The shaper, which was almost half the bill, was a modified cracker conveyer with roll-cutter that the hired company put hydraulically operated barrier walls that seal to the outer edges of the conveyor to make a water-tight seal. I dump my treated plant pulp and crystal powder colloid into the conveyor pool-thing, then draw a vacuum on Plexi enclosure constructed around it. The 11k liter vat that I bought was fitted with pumping and stirring and all of the valves and lines. It needs to stand up to the nitric acid washes and then be rinsed then pseudo gelatinized in the infused ether alcohol that I can create. Then that slurry is pumped to the 10cu m conveyor setup, a quarter to a third vat at a time to evaporate the excess solvent.

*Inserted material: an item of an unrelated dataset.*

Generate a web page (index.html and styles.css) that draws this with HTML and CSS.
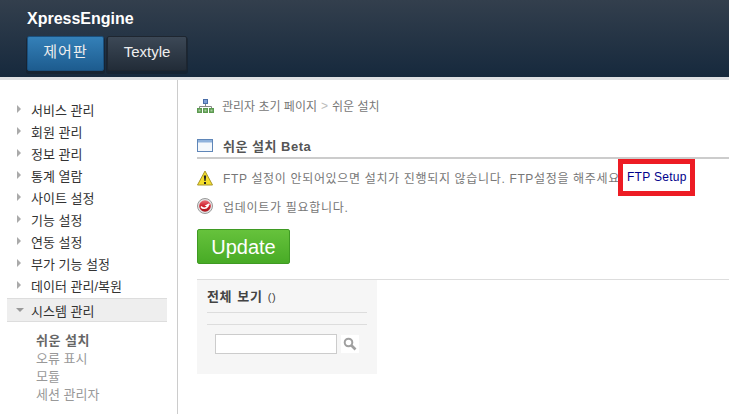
FILE: index.html
```html
<!DOCTYPE html>
<html lang="ko">
<head>
<meta charset="utf-8"/>
<title>XpressEngine</title>
<link rel="stylesheet" href="styles.css">
</head>
<body>
<header class="top">
  <h1>XpressEngine</h1>
  <nav class="tabs">
    <a class="tab active">제어판</a>
    <a class="tab">Textyle</a>
  </nav>
</header>
<div class="wrap">
  <aside class="side">
    <ul class="menu">
      <li><i class="arrow"></i>서비스 관리</li>
      <li><i class="arrow"></i>회원 관리</li>
      <li><i class="arrow"></i>정보 관리</li>
      <li><i class="arrow"></i>통계 열람</li>
      <li><i class="arrow"></i>사이트 설정</li>
      <li><i class="arrow"></i>기능 설정</li>
      <li><i class="arrow"></i>연동 설정</li>
      <li><i class="arrow"></i>부가 기능 설정</li>
      <li><i class="arrow"></i>데이터 관리/복원</li>
      <li class="open"><i class="arrow down"></i>시스템 관리</li>
    </ul>
    <ul class="sub">
      <li class="current">쉬운 설치</li>
      <li>오류 표시</li>
      <li>모듈</li>
      <li>세션 관리자</li>
    </ul>
  </aside>
  <main class="content">
    <div class="crumb">
      <svg width="18" height="14" viewBox="0 0 18 14">
        <rect x="6.500" y="0.500" width="4" height="4" fill="#7f9fd6" stroke="#4a6ea8" stroke-width="1"/>
        <path d="M8.500 5v3M2.500 9V7.500h12V9" stroke="#888" fill="none"/>
        <rect x="0" y="9" width="5" height="5" fill="#5c9a50"/>
        <rect x="6" y="9" width="5" height="5" fill="#5c9a50"/>
        <rect x="12" y="9" width="5" height="5" fill="#5c9a50"/>
        <rect x="1.500" y="10.500" width="2" height="2" fill="#a9cf9f"/>
        <rect x="7.500" y="10.500" width="2" height="2" fill="#a9cf9f"/>
        <rect x="13.500" y="10.500" width="2" height="2" fill="#a9cf9f"/>
      </svg>
      <span>관리자 초기 페이지</span><span class="sep">&gt;</span><span>쉬운 설치</span>
    </div>
    <div class="title">
      <svg width="16" height="13" viewBox="0 0 16 13">
        <rect x="0.500" y="0.500" width="15" height="12" fill="#f4f8fc" stroke="#5f86b8"/>
        <rect x="1" y="1" width="14" height="2.500" fill="#8fb2dc"/>
      </svg>
      <strong>쉬운 설치 Beta</strong>
    </div>
    <p class="msg">
      <svg width="16" height="16" viewBox="0 0 16 16">
        <path d="M8 1 15.500 15H.5z" fill="#f4de2c" stroke="#a8962a" stroke-width="1" stroke-linejoin="round"/>
        <path d="M6.800 5.500h2.400L8.600 11H7.400z" fill="#222"/>
        <rect x="7" y="12" width="2" height="2" fill="#222"/>
      </svg>
      <span>FTP 설정이 안되어있으면 설치가 진행되지 않습니다. FTP설정을 해주세요</span>
      <a class="ftp">FTP Setup</a>
    </p>
    <p class="msg need">
      <svg width="16" height="16" viewBox="0 0 16 16">
        <defs>
          <linearGradient id="red" x1="0" y1="0" x2="0" y2="1">
            <stop offset="0" stop-color="#e8707a"/>
            <stop offset="0.5" stop-color="#d0202c"/>
            <stop offset="1" stop-color="#a81820"/>
          </linearGradient>
        </defs>
        <circle cx="8" cy="8" r="7.500" fill="#e4e4e4" stroke="#999"/>
        <circle cx="8" cy="8" r="5.800" fill="url(#red)"/>
        <path d="M4 8.500c1.500 2.500 5 2.500 7-.5l-1.500-.5 3-1.500" stroke="#fff" stroke-width="1.500" fill="none"/>
      </svg>
      <span>업데이트가 필요합니다.</span>
    </p>
    <a class="update">Update</a>
    <hr class="rule"/>
    <section class="box">
      <h2>전체 보기 <span>()</span></h2>
      <div class="box-line"></div>
      <form class="search">
        <input type="text"/>
        <span class="search-btn">
          <svg width="14" height="14" viewBox="0 0 14 14">
            <circle cx="5.500" cy="5.500" r="3.800" fill="none" stroke="#a0a0a0" stroke-width="2"/>
            <path d="M8.500 8.500 12.500 12.500" stroke="#a0a0a0" stroke-width="2.600"/>
          </svg>
        </span>
      </form>
    </section>
  </main>
</div>
</body>
</html>
```
FILE: styles.css
```css
/* XE admin */
* {
    box-sizing: border-box;
}

body {
    margin: 0;
    height: 414px;
    overflow: hidden;
    background-color: #fff;
    color: #666;
    font-family: "Liberation Sans", "Noto Sans CJK KR", sans-serif;
    font-size: 12px;
}

.top {
    height: 80px;
    padding: 9px 0 0 27px;
    background: linear-gradient(#333f4d, #16293d);
    border-bottom: 3px solid #dfe1e4;
}

.top h1 {
    margin: 0 0 8px;
    font-size: 16px;
    line-height: 19px;
    color: #fff;
}

.tabs {
    display: flex;
    gap: 3px;
}

.tab {
    width: 77px;
    height: 35px;
    line-height: 29px;
    text-align: center;
    font-size: 15px;
    color: #eee;
    background: linear-gradient(#3c4856, #222c38);
    border: 1px solid #1e2630;
    border-radius: 2px;
    box-shadow: 0 2px 0 1px rgba(20, 28, 38, 0.5);
}

.tab + .tab {
    width: 80px;
}

.tab.active {
    background: linear-gradient(#3480b8, #1d5c8f);
    border-color: #1a4f7c;
    letter-spacing: 1px;
}

.wrap {
    display: flex;
    height: 334px;
}

.side {
    width: 178px;
    padding: 18px 10px 0 7px;
    border-right: 1px solid #ccc;
}

.menu, .sub {
    list-style: none;
    margin: 0;
    padding: 0;
}

.menu li {
    display: flex;
    align-items: center;
    height: 22px;
    padding-left: 9px;
    color: #333;
    font-size: 13px;
}

.menu li.open {
    height: 24px;
    margin-top: 2px;
    background-color: #eee;
    border-top: 1px solid #ddd;
    border-bottom: 1px solid #ddd;
}

.arrow {
    width: 0;
    height: 0;
    margin-right: 10px;
    border-left: 4px solid #aaa;
    border-top: 4px solid transparent;
    border-bottom: 4px solid transparent;
    margin-left: 1px;
}

.arrow.down {
    margin-left: 0;
    margin-right: 7px;
    border-top: 4px solid #999;
    border-left: 4px solid transparent;
    border-right: 4px solid transparent;
    border-bottom: 0;
}

.sub {
    padding: 10px 0 0 29px;
}

.sub li {
    height: 18px;
    line-height: 18px;
    color: #999;
    font-size: 13px;
}

.sub li.current {
    font-weight: bold;
    color: #666;
    letter-spacing: 0.5px;
}

.content {
    flex: 1;
    padding: 18px 0 0 19px;
    min-width: 0;
}

.crumb {
    display: flex;
    align-items: center;
    height: 15px;
    font-size: 12px;
    color: #777;
}

.crumb svg {
    margin-right: 7px;
}

.sep {
    margin: 0 4px;
    color: #bbb;
}

.title {
    display: flex;
    align-items: center;
    gap: 10px;
    margin: 20px 0 0;
    height: 24px;
    color: #555;
}

.title strong {
    font-size: 13px;
    letter-spacing: 0.5px;
}

.msg {
    display: flex;
    align-items: center;
    gap: 10px;
    margin: 0;
    white-space: nowrap;
    height: 39px;
    border-top: 2px solid #ccc;
    color: #777;
    letter-spacing: 0.66px;
}

.msg.need {
    height: 20px;
    border-top: 0;
    letter-spacing: 0.7px;
}

.ftp {
    flex: none;
    width: 77px;
    height: 37px;
    margin-left: -12px;
    padding: 0 4px;
    line-height: 27px;
    color: #00008b;
    letter-spacing: 0.3px;
    border: 5px solid #ed1c24;
    background-color: #fff;
}

.update {
    display: block;
    width: 93px;
    height: 35px;
    margin-top: 13px;
    line-height: 35px;
    text-align: center;
    font-size: 20px;
    color: #fff;
    background: linear-gradient(#66c23c, #48ab26);
    border: 1px solid #3f9a23;
    border-radius: 2px;
}

.rule {
    height: 1px;
    margin: 15px 0 0;
    border: 0;
    background-color: #ddd;
}

.box {
    width: 180px;
    height: 94px;
    padding: 0 10px;
    background-color: #f6f6f6;
}

.box h2 {
    margin: 0;
    height: 33px;
    line-height: 33px;
    font-size: 13px;
    letter-spacing: 0.6px;
    word-spacing: 1px;
    color: #444;
    border-bottom: 1px solid #ddd;
}

.box h2 span {
    font-weight: normal;
    font-size: 11px;
}

.box-line {
    height: 12px;
    border-bottom: 1px solid #ddd;
}

.search {
    display: flex;
    align-items: center;
    margin: 9px 0 0 8px;
}

.search input {
    width: 122px;
    height: 20px;
    margin: 0;
    padding: 0;
    background-color: #fff;
    border: 1px solid #ccc;
}

.search-btn {
    display: flex;
    align-items: center;
    justify-content: center;
    width: 18px;
    height: 18px;
    margin-left: 4px;
    background-color: #fff;
}
```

Luckily Tova had pushed me into asking about industrial production as soon as I figured the recipe out. I’m glad she did as I had a several day head-start to find that the vat was a standard brewing size with a 2-day turnaround on other supply inputs. The conveyor was a spitball that a spacefaring food company bid on as a ration formation and dehydration apparatus, including condensation reclamation units so I can re-use about 55% of the imbued ethanol.
A day to saturate, three days to dehydrate and a day to process, leaves us with two weeks and change to make 10 tons of powder?
Ten tons of pre-evaporated slurry. You could meet this order in three weeks if we tweaked some things and sent the first batch to Merc to get more processing funds.
She sends the changes into my visual imagination—a cool yet creepy form of hallucination—and I can definitely see it. A secondary drying area for pellets to get down to 3% saturation would take a secondary alcohol wash and evap. She imagines a space made for four 200 kilo bins. She also tells me the secondary space can be used for nearly all of my evap needs, such as the balm for heated evap. Plus, the first delivery should get me enough to order another evap conveyor, that I might not have the space for. Buh, I low-key need a factory for this.
Tova, can you look through Astorian and Exchange records on moving whole apparatus via the Exchange. She chirps in the affirmative. I’ve got a layout and a plan to fill Miss Mercer’s order, the timelines require very little active work from me, and Warram work is barely keeping two days a week busy. I may just get a pass on this transition.